**Your task**. Review the material and extract every line in which the word "React" occurs.

**Raw data**.
■ ■ ■ ■ ■ ■ ■
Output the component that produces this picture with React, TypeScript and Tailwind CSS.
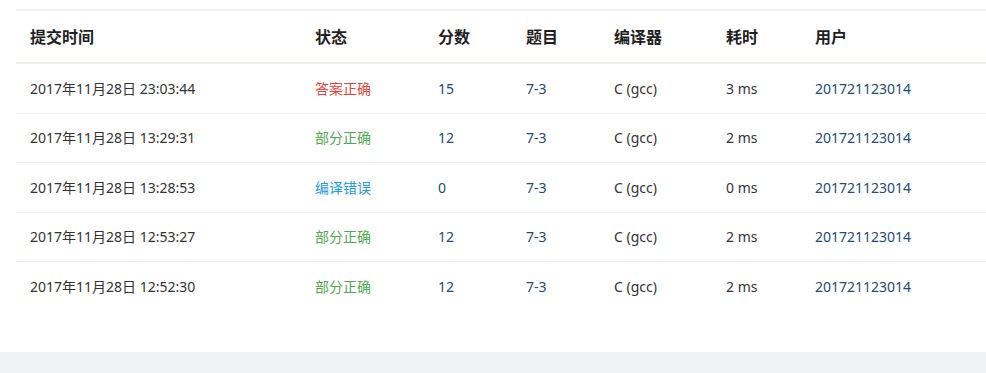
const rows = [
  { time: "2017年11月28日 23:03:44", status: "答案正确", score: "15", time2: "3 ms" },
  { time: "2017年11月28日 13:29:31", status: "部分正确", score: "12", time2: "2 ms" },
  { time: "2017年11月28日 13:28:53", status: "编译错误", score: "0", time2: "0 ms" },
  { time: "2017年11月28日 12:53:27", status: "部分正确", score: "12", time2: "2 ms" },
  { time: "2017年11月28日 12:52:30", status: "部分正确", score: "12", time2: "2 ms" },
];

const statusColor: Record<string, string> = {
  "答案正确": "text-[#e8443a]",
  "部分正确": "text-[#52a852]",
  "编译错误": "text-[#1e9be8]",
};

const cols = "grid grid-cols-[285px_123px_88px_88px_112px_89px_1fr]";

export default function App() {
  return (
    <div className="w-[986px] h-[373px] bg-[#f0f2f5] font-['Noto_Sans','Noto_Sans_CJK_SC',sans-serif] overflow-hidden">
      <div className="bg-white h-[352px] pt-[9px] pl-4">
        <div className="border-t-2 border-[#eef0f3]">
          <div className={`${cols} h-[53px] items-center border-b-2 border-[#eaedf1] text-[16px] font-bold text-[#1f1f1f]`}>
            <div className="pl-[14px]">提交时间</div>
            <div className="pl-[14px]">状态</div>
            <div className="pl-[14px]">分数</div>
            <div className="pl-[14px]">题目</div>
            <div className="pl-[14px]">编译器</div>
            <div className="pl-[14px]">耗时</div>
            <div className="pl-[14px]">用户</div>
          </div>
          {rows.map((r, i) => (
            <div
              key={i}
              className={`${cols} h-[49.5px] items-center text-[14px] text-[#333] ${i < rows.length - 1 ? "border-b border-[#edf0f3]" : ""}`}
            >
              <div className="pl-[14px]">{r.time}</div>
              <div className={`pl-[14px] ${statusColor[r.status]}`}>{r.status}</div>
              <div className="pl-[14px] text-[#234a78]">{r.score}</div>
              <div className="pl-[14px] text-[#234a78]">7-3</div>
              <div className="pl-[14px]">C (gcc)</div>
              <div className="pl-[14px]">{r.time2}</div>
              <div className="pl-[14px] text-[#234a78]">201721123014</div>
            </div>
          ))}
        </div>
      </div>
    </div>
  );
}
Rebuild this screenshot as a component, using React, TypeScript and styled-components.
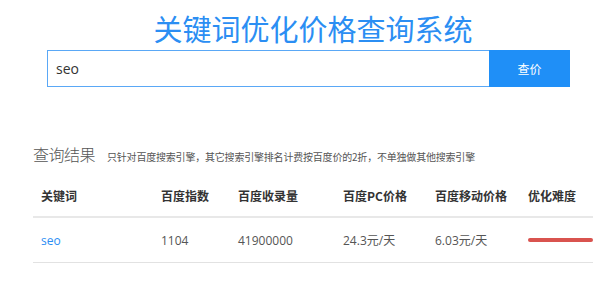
■ ■ ■ ■ ■ ■ ■
**Written answer**.
Output the component that produces this picture with React, TypeScript and Tailwind CSS.
Rebuild this screenshot as a component, using React, TypeScript and styled-components.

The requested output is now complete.